Before They Fade from View: Phillips Holmes

An F. Scott avatar whose career timing was just a little off.

Movies Features Phillips Holmes
Before They Fade from View: Phillips Holmes

Phillips Holmes always did look like a movie star, but his moniker could have used some improvement. His parents each had a blue-blooded surname that he combined, making his own name rather unwieldy. But no matter: his aristocratic nose, thick fan of eyelashes, and neat waves of golden-blond hair more than made up for it. In the 1930s, he worked with Howard Hawks, Josef Von Sternberg, Ernst Lubitsch and other luminaries of the early years of Hollywood, but rarely in their most remembered films, making Holmes little more than a cinephile footnote today.

The well-off Ivy Leaguer first made a mark at the tail end of the silent era, appearing in bit roles until he was signed by Paramount Studios around 1928. His star power rose in lighthearted, sophisticated comedies that the studio had made its signature—white telephones, refined characters, European manners, and so on. Aristocratic types and English gentleman became a fundamental part of Phillips Holmes’ star persona.

It didn’t hurt that Holmes was something of an F. Scott Fitzgerald avatar: a well-off, pretty-faced boy with light hair and a fashionable look. Given that Holmes was, like Fitzgerald, a Midwestern Princeton man, his resemblance to the literary star was all the more striking—and marketable. In 1931, Holmes capitalized on his personal charm in an adaptation of Theodore Dreiser’s An American Tragedy, which told of a social-climbing young man who murders his pregnant girlfriend when a wealthy socialite takes a romantic interest in him.

Based on a scandalous true crime case, Holmes takes on the central role of Clyde Griffiths as a slippery fellow with a likable, charismatic front. The role would later be taken on by Montgomery Clift in George Stevens’ better known film A Place in the Sun (1951), but Holmes’ more unwholesome portrayal of a similar character makes for a fascinating comparison. While A Place in the Sun is dripping with tragic romance, An American Tragedy is more deeply connected to class, poverty, sex and greed in American life. The conclusions it draws are so bleak that it’s no surprise Soviet filmmaker Sergei Eisenstein was originally set to direct. Instead, Paramount execs turned to Josef Von Sternberg, famous for discovering Marlene Dietrich. An American Tragedy was a box office success, scandalous enough to be banned outright in Great Britain, and did plenty for the rising star of its leading man.

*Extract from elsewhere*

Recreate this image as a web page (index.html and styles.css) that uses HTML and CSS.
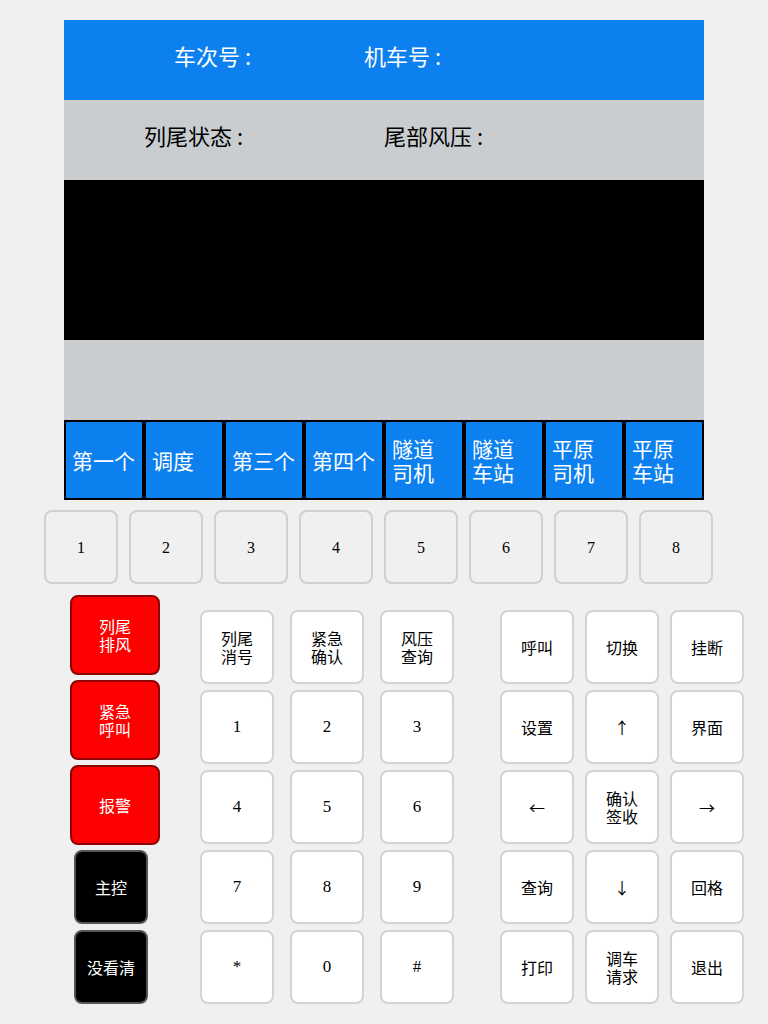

In fact, Phillips Holmes’ run of directors in the early ’30s is hard to believe. In ’31, he worked with Von Sternberg and Howard Hawks as a hoodwinked naif in The Criminal Code. The following year, he was cast in Ernst Lubitsch WWI drama Broken Lullaby, as a shell-shocked French musician seeking absolution for his deeds in the trenches. The trouble, it seemed, was that Holmes was given more credit by reviewers for his wavy golden hair than for his acting ability. Even decades later, powerful critic Pauline Kael referred to him as “unspeakably handsome, but an even more unspeakable actor.”

In 1933, Holmes played a role in the large supporting cast of George Cukor’s Dinner at Eight, best-known for its cracking wit and sharp twists between humor and drama. But as the 1930s progressed, Holmes increasingly found that his particular “type”—the flaming youth of the Roaring Twenties, with plenty of money in his tailored pockets—was no longer so popular. During the Depression years, many moviegoers gravitated to pugnacious, salt-of-the-earth types like James Cagney and John Garfield, making Holmes’ trim, patrician aesthetic—all WASPy demeanor and delicate features—rather worthy of suspicion. As a result, his roles were frequently of moral weaklings or dissolute playboys.

A string of forgettable comedies and misfiring literary adaptations reached their nadir in Great Expectations (1934), a stodgy and unremarkable Dickens story hugely overshadowed by the release of W.C. Fields’ David Copperfield around the same time.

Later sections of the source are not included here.